What Is Web Scraping?
Web scraping is the process of automatically extracting information from websites using software or programming scripts. This information can then go into a local file or spreadsheet or endure further analysis or processing. Web scraping is commonly used for a variety of tasks, such as data mining, data analysis, price comparison, sentiment analysis, and much more.
One would perform web scraping by making HTTP requests to a website’s server, downloading the HTML of the web page, then parsing that HTML to extract valuable data.
The types of roles in this field can vary depending on the industry and the organization, but some possible job titles include:
- Data scientist
- Data Engineer
- Business intelligence analyst
- Web scraping specialist
Website Data Extraction Methods
There are several ways to perform web scraping, but some common techniques include using:
- Web Scraping Frameworks or Libraries: Frameworks and libraries such as Scrapy, Beautiful Soup, and Selenium can automate the process of making web requests, parsing the HTML, and traversing the DOM (Document Object Model).
- HTTP Clients: You can make HTTP requests directly using an HTTP client library, such as one in Python, and then parse the HTML or XML of the response.
- Headless Browsers: You can use a headless browser to navigate to web pages, interact with the web page, and extract data. Examples include Puppeteer and Selenium.
- Pre-built Scraping Services: There are many scraping services, such as import.io, webhose.io, and Parsehub, that allow you to scrape data from websites without the need for coding.

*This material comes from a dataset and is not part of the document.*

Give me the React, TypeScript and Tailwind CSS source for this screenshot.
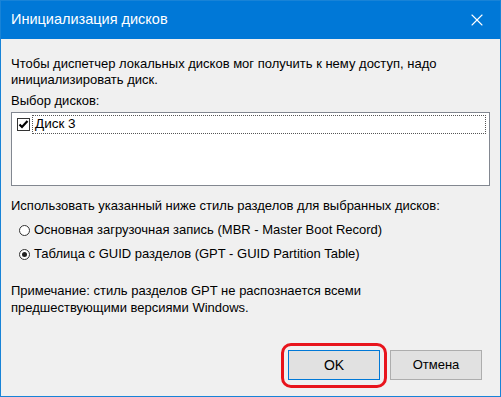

Once you have the HTML of the web page, you can parse it to extract the data you’re interested in. You can do this using regular expressions or an XPath selector. Each method listed above has its own set of pros and cons, and the best one will depend on your specific requirements and the type of data you’re looking to extract.

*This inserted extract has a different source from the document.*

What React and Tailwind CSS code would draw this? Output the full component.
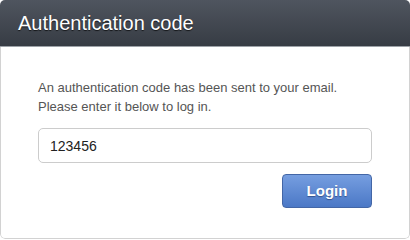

It is also essential to keep in mind that web scraping can be against the terms of the service of a website and can also be illegal in some countries and states.
How to Extract Data From a Website
Depending on various factors, data extraction from a website can be relatively easy or quite complex. Some websites make pulling data easy by providing APIs or data feeds, while others make it more challenging by blocking web scrapers or requiring a login to access the data. Nonetheless, the critical steps of web scraping are:
- Inspect the web page: Review the HTML source code of the web page you want to scrape to identify the elements that contain the information you need.

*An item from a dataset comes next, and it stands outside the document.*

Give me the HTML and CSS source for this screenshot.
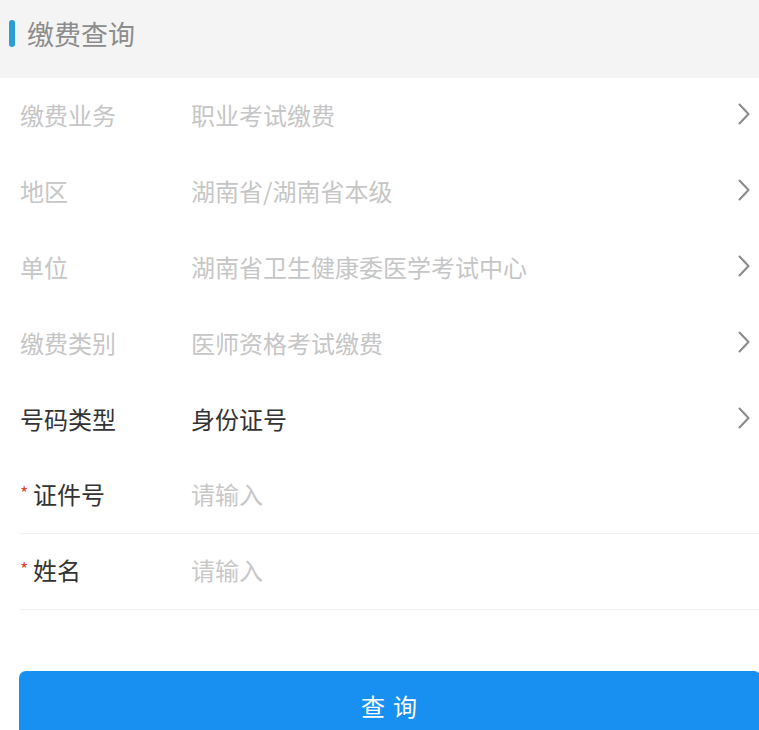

- Make an HTTP request: Send an HTTP request to the web page’s server to retrieve the HTML code. You can use a library or framework for this step or make the request directly using an HTTP client.
- Parse the HTML: Dissect the HTML of the web page to extract the data you’re interested in. You can do this using a library or framework that can traverse the DOM, regular expressions, or XPath selectors.
- Extract the data: Pull the data from the parsed HTML and store it in a local file or spreadsheet. Alternatively, use it for further analysis or processing.
- Clean the data: The data extracted may not be in the right format or contain a lot of unwanted data. Cleaning the file and formatting the required fields properly is a crucial step.
- Deal with CAPTCHA and blocking: Some websites will block web scrapers if they detect excessive requests coming from the same IP address. You may need to implement some CAPTCHA-solving method or use proxies to avoid restrictions.
A Career With Great Prospects
Data extraction is crucial in today’s world because it allows organizations and individuals to gain insights and make data-driven decisions. As the amount of data available online is increasing rapidly, so makes the demand for the ability to extract and analyze it. Data extraction is becoming an increasingly important tool for businesses, researchers, and individuals to make sense of the vast information available online.